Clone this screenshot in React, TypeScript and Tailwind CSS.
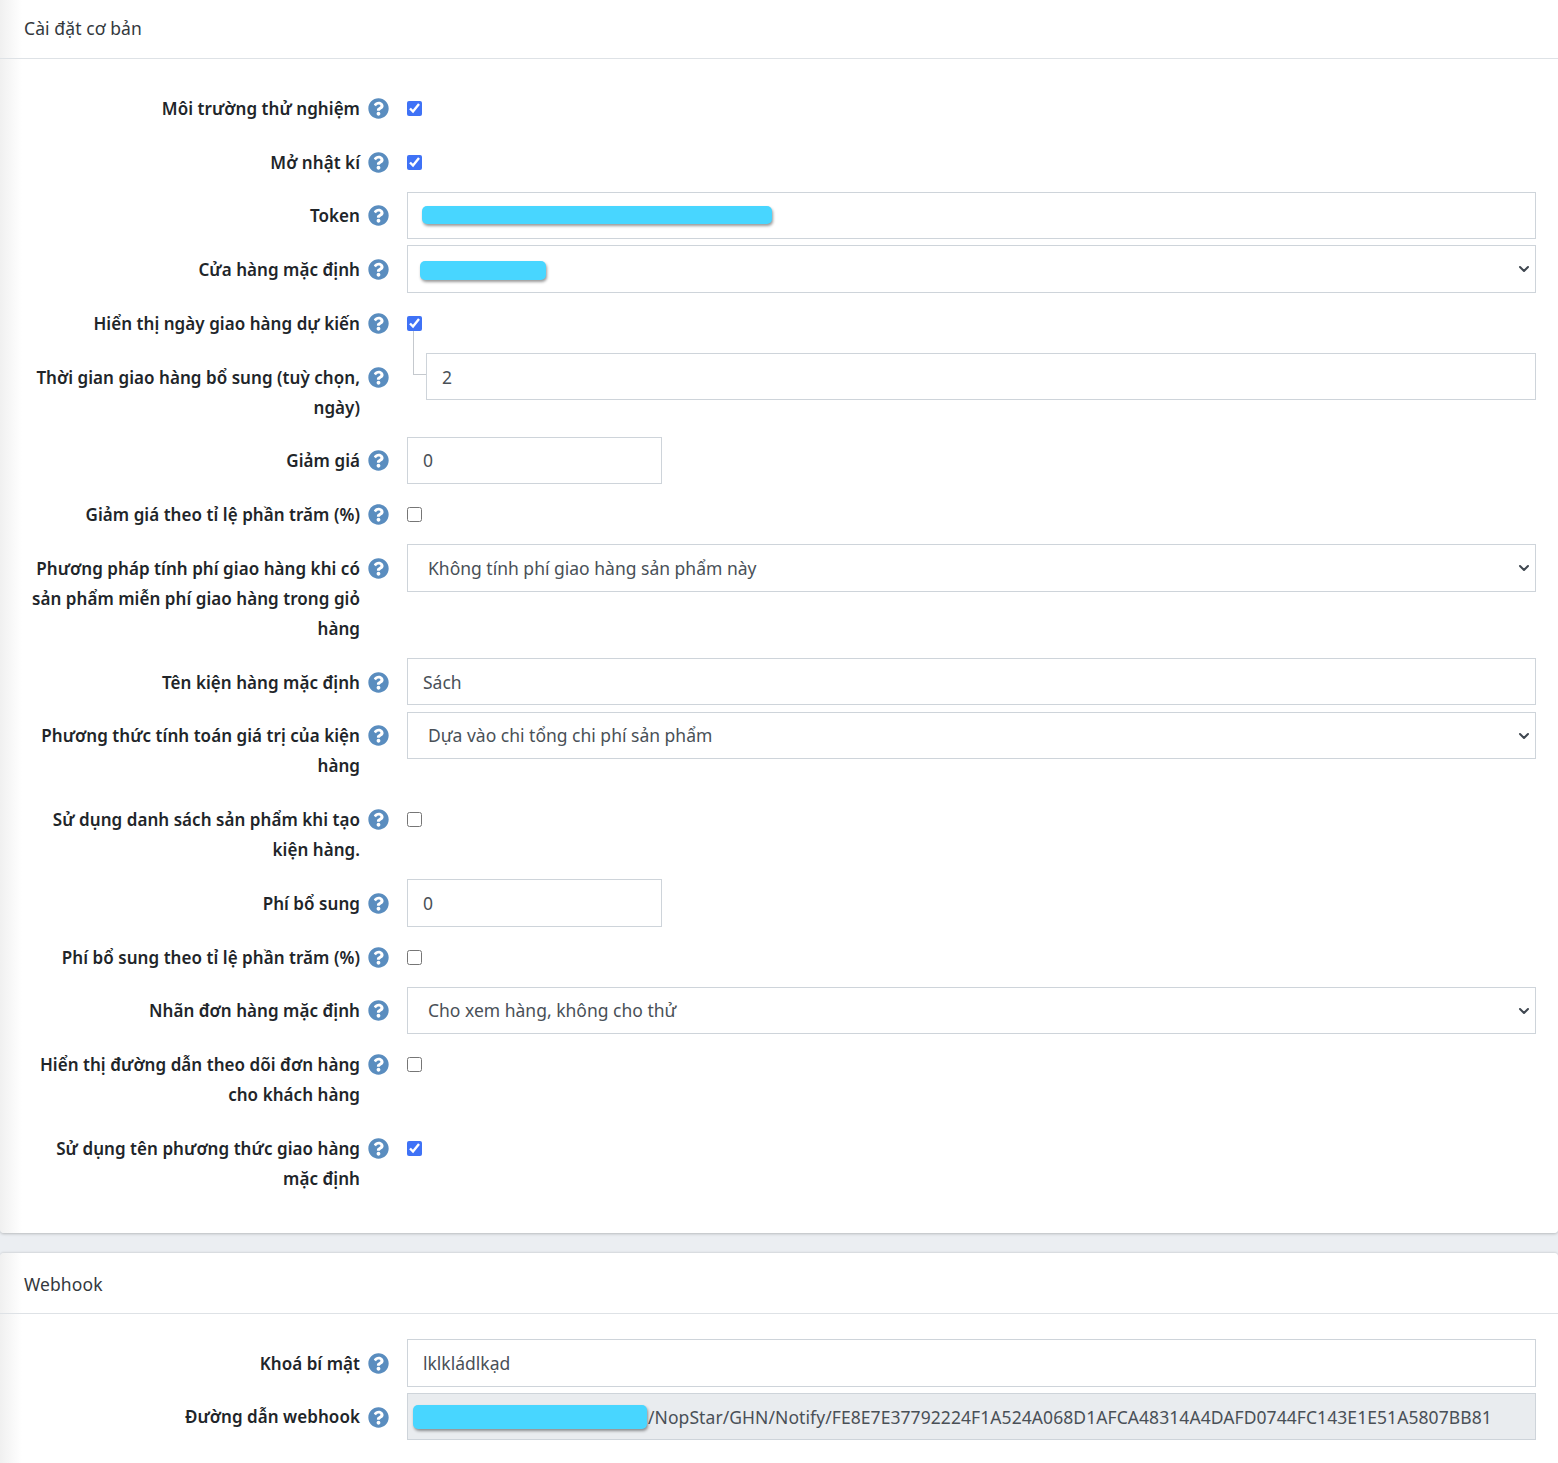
import { FaQuestionCircle } from "react-icons/fa";
import { ChevronDown } from "lucide-react";

const INPUT =
  "block w-full h-[47.5px] border border-[#ced4da] bg-white px-[15px] text-[17.5px] text-[#495057] outline-none";

function Blur({ className }: { className: string }) {
  return (
    <div
      className={`absolute rounded-[5px] bg-[#48d6ff] shadow-[1px_2px_3px_rgba(0,0,0,0.4)] ${className}`}
    />
  );
}

function Row({
  label,
  children,
  lines = 1,
}: {
  label: string;
  children: React.ReactNode;
  lines?: number;
}) {
  return (
    <div className="flex" style={{ height: 23.75 + lines * 30 }}>
      <div className="flex w-[407px] shrink-0 justify-end pt-[9.6px] pr-[18px]">
        <label className="w-[335px] text-right text-[17px] leading-[30px] font-semibold tracking-[0.05px] text-[#212529]">
          {label}
        </label>
        <FaQuestionCircle className="mt-[4.2px] ml-2 shrink-0 text-[21px] text-[#5a8dbf]" />
      </div>
      <div className="min-w-0 flex-1 pr-[22px]">{children}</div>
    </div>
  );
}

function Check({ checked }: { checked?: boolean }) {
  return (
    <input
      type="checkbox"
      readOnly
      checked={!!checked}
      className="mt-[16.6px] block h-[15px] w-[15px] accent-[#3f72f6]"
    />
  );
}

function Text({ value, short }: { value: string; short?: boolean }) {
  return <input readOnly value={value} className={`${INPUT} ${short ? "!w-[255px]" : ""}`} />;
}

function Select({ value, children }: { value: string; children?: React.ReactNode }) {
  return (
    <div className="relative">
      <select
        value={value}
        onChange={() => {}}
        className={`${INPUT} appearance-none rounded-none pl-[20px]`}
      >
        <option>{value}</option>
      </select>
      <ChevronDown
        strokeWidth={3}
        className="pointer-events-none absolute top-[16px] right-[4px] h-4 w-4 text-[#3f4750]"
      />
      {children}
    </div>
  );
}

export default function App() {
  return (
    <div className="min-h-[1463px] overflow-hidden bg-[#ebeef2] font-['Noto_Sans',sans-serif]">
      <section className="h-[1233px] rounded-b-[4px] bg-[linear-gradient(90deg,#f0f0f0,#fff_22px)] shadow-[0_1px_3px_rgba(0,0,0,0.22)]">
        <header className="h-[59px] border-b border-[#dee2e6] pt-[15px] pl-6 text-[17.5px] leading-[26px] tracking-[0.1px] text-[#33383d]">
          Cài đặt cơ bản
        </header>
        <div className="pt-[25.2px]">
          <Row label="Môi trường thử nghiệm">
            <Check checked />
          </Row>
          <Row label="Mở nhật kí">
            <Check checked />
          </Row>
          <Row label="Token">
            <div className="relative">
              <Text value="" />
              <Blur className="top-[14px] left-[15px] h-[18px] w-[350px]" />
            </div>
          </Row>
          <Row label="Cửa hàng mặc định">
            <Select value="">
              <Blur className="top-[16px] left-[13px] h-[19px] w-[126px]" />
            </Select>
          </Row>
          <Row label="Hiển thị ngày giao hàng dự kiến">
            <div className="relative">
              <Check checked />
              {/* nhanh noi tu checkbox xuong o nhap */}
              <div className="absolute top-[15px] left-[6px] h-[44px] w-[13px] border-b border-l border-[#c5c9ce]" />
            </div>
          </Row>
          <Row label="Thời gian giao hàng bổ sung (tuỳ chọn, ngày)" lines={2}>
            <div className="pl-[19px]">
              <Text value="2" />
            </div>
          </Row>
          <Row label="Giảm giá">
            <Text value="0" short />
          </Row>
          <Row label="Giảm giá theo tỉ lệ phần trăm (%)">
            <Check />
          </Row>
          <Row
            label="Phương pháp tính phí giao hàng khi có sản phẩm miễn phí giao hàng trong giỏ hàng"
            lines={3}
          >
            <Select value="Không tính phí giao hàng sản phẩm này" />
          </Row>
          <Row label="Tên kiện hàng mặc định">
            <Text value="Sách" />
          </Row>
          <Row label="Phương thức tính toán giá trị của kiện hàng" lines={2}>
            <Select value="Dựa vào chi tổng chi phí sản phẩm" />
          </Row>
          <Row label="Sử dụng danh sách sản phẩm khi tạo kiện hàng." lines={2}>
            <Check />
          </Row>
          <Row label="Phí bổ sung">
            <Text value="0" short />
          </Row>
          <Row label="Phí bổ sung theo tỉ lệ phần trăm (%)">
            <Check />
          </Row>
          <Row label="Nhãn đơn hàng mặc định">
            <Select value="Cho xem hàng, không cho thử" />
          </Row>
          <Row label="Hiển thị đường dẫn theo dõi đơn hàng cho khách hàng" lines={2}>
            <Check />
          </Row>
          <Row label="Sử dụng tên phương thức giao hàng mặc định" lines={2}>
            <Check checked />
          </Row>
        </div>
      </section>

      <section className="mt-[20px] h-[210px] rounded-t-[4px] bg-[linear-gradient(90deg,#f0f0f0,#fff_22px)] shadow-[0_-1px_2px_rgba(0,0,0,0.1)]">
        <header className="h-[61px] border-b border-[#dee2e6] pt-[18px] pl-6 text-[17.5px] leading-[26px] tracking-[0.1px] text-[#33383d]">
          Webhook
        </header>
        <div className="pt-[25px]">
          <Row label="Khoá bí mật">
            <Text value="lklkládlkạd" />
          </Row>
          <Row label="Đường dẫn webhook">
            <div className="relative">
              <input
                readOnly
                value="/NopStar/GHN/Notify/FE8E7E37792224F1A524A068D1AFCA48314A4DAFD0744FC143E1E51A5807BB81"
                className={`${INPUT} !bg-[#e9ecef] !pl-[240px] tracking-[0.07px]`}
              />
              <Blur className="top-[12px] left-[6px] h-[24px] w-[234px]" />
            </div>
          </Row>
        </div>
      </section>
    </div>
  );
}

—————

=== SHORT PROBLEM ===
Reproduce the data word for word, excluding its pictures.

=== WRITTEN RESPONSE ===
Clone this screenshot in React, TypeScript and Tailwind CSS.
import { FaQuestionCircle } from "react-icons/fa";
import { ChevronDown } from "lucide-react";

const INPUT =
  "block w-full h-[47.5px] border border-[#ced4da] bg-white px-[15px] text-[17.5px] text-[#495057] outline-none";

function Blur({ className }: { className: string }) {
  return (
    <div
      className={`absolute rounded-[5px] bg-[#48d6ff] shadow-[1px_2px_3px_rgba(0,0,0,0.4)] ${className}`}
    />
  );
}

function Row({
  label,
  children,
  lines = 1,
}: {
  label: string;
  children: React.ReactNode;
  lines?: number;
}) {
  return (
    <div className="flex" style={{ height: 23.75 + lines * 30 }}>
      <div className="flex w-[407px] shrink-0 justify-end pt-[9.6px] pr-[18px]">
        <label className="w-[335px] text-right text-[17px] leading-[30px] font-semibold tracking-[0.05px] text-[#212529]">
          {label}
        </label>
        <FaQuestionCircle className="mt-[4.2px] ml-2 shrink-0 text-[21px] text-[#5a8dbf]" />
      </div>
      <div className="min-w-0 flex-1 pr-[22px]">{children}</div>
    </div>
  );
}

function Check({ checked }: { checked?: boolean }) {
  return (
    <input
      type="checkbox"
      readOnly
      checked={!!checked}
      className="mt-[16.6px] block h-[15px] w-[15px] accent-[#3f72f6]"
    />
  );
}

function Text({ value, short }: { value: string; short?: boolean }) {
  return <input readOnly value={value} className={`${INPUT} ${short ? "!w-[255px]" : ""}`} />;
}

function Select({ value, children }: { value: string; children?: React.ReactNode }) {
  return (
    <div className="relative">
      <select
        value={value}
        onChange={() => {}}
        className={`${INPUT} appearance-none rounded-none pl-[20px]`}
      >
        <option>{value}</option>
      </select>
      <ChevronDown
        strokeWidth={3}
        className="pointer-events-none absolute top-[16px] right-[4px] h-4 w-4 text-[#3f4750]"
      />
      {children}
    </div>
  );
}

export default function App() {
  return (
    <div className="min-h-[1463px] overflow-hidden bg-[#ebeef2] font-['Noto_Sans',sans-serif]">
      <section className="h-[1233px] rounded-b-[4px] bg-[linear-gradient(90deg,#f0f0f0,#fff_22px)] shadow-[0_1px_3px_rgba(0,0,0,0.22)]">
        <header className="h-[59px] border-b border-[#dee2e6] pt-[15px] pl-6 text-[17.5px] leading-[26px] tracking-[0.1px] text-[#33383d]">
          Cài đặt cơ bản
        </header>
        <div className="pt-[25.2px]">
          <Row label="Môi trường thử nghiệm">
            <Check checked />
          </Row>
          <Row label="Mở nhật kí">
            <Check checked />
          </Row>
          <Row label="Token">
            <div className="relative">
              <Text value="" />
              <Blur className="top-[14px] left-[15px] h-[18px] w-[350px]" />
            </div>
          </Row>
          <Row label="Cửa hàng mặc định">
            <Select value="">
              <Blur className="top-[16px] left-[13px] h-[19px] w-[126px]" />
            </Select>
          </Row>
          <Row label="Hiển thị ngày giao hàng dự kiến">
            <div className="relative">
              <Check checked />
              {/* nhanh noi tu checkbox xuong o nhap */}
              <div className="absolute top-[15px] left-[6px] h-[44px] w-[13px] border-b border-l border-[#c5c9ce]" />
            </div>
          </Row>
          <Row label="Thời gian giao hàng bổ sung (tuỳ chọn, ngày)" lines={2}>
            <div className="pl-[19px]">
              <Text value="2" />
            </div>
          </Row>
          <Row label="Giảm giá">
            <Text value="0" short />
          </Row>
          <Row label="Giảm giá theo tỉ lệ phần trăm (%)">
            <Check />
          </Row>
          <Row
            label="Phương pháp tính phí giao hàng khi có sản phẩm miễn phí giao hàng trong giỏ hàng"
            lines={3}
          >
            <Select value="Không tính phí giao hàng sản phẩm này" />
          </Row>
          <Row label="Tên kiện hàng mặc định">
            <Text value="Sách" />
          </Row>
          <Row label="Phương thức tính toán giá trị của kiện hàng" lines={2}>
            <Select value="Dựa vào chi tổng chi phí sản phẩm" />
          </Row>
          <Row label="Sử dụng danh sách sản phẩm khi tạo kiện hàng." lines={2}>
            <Check />
          </Row>
          <Row label="Phí bổ sung">
            <Text value="0" short />
          </Row>
          <Row label="Phí bổ sung theo tỉ lệ phần trăm (%)">
            <Check />
          </Row>
          <Row label="Nhãn đơn hàng mặc định">
            <Select value="Cho xem hàng, không cho thử" />
          </Row>
          <Row label="Hiển thị đường dẫn theo dõi đơn hàng cho khách hàng" lines={2}>
            <Check />
          </Row>
          <Row label="Sử dụng tên phương thức giao hàng mặc định" lines={2}>
            <Check checked />
          </Row>
        </div>
      </section>

      <section className="mt-[20px] h-[210px] rounded-t-[4px] bg-[linear-gradient(90deg,#f0f0f0,#fff_22px)] shadow-[0_-1px_2px_rgba(0,0,0,0.1)]">
        <header className="h-[61px] border-b border-[#dee2e6] pt-[18px] pl-6 text-[17.5px] leading-[26px] tracking-[0.1px] text-[#33383d]">
          Webhook
        </header>
        <div className="pt-[25px]">
          <Row label="Khoá bí mật">
            <Text value="lklkládlkạd" />
          </Row>
          <Row label="Đường dẫn webhook">
            <div className="relative">
              <input
                readOnly
                value="/NopStar/GHN/Notify/FE8E7E37792224F1A524A068D1AFCA48314A4DAFD0744FC143E1E51A5807BB81"
                className={`${INPUT} !bg-[#e9ecef] !pl-[240px] tracking-[0.07px]`}
              />
              <Blur className="top-[12px] left-[6px] h-[24px] w-[234px]" />
            </div>
          </Row>
        </div>
      </section>
    </div>
  );
}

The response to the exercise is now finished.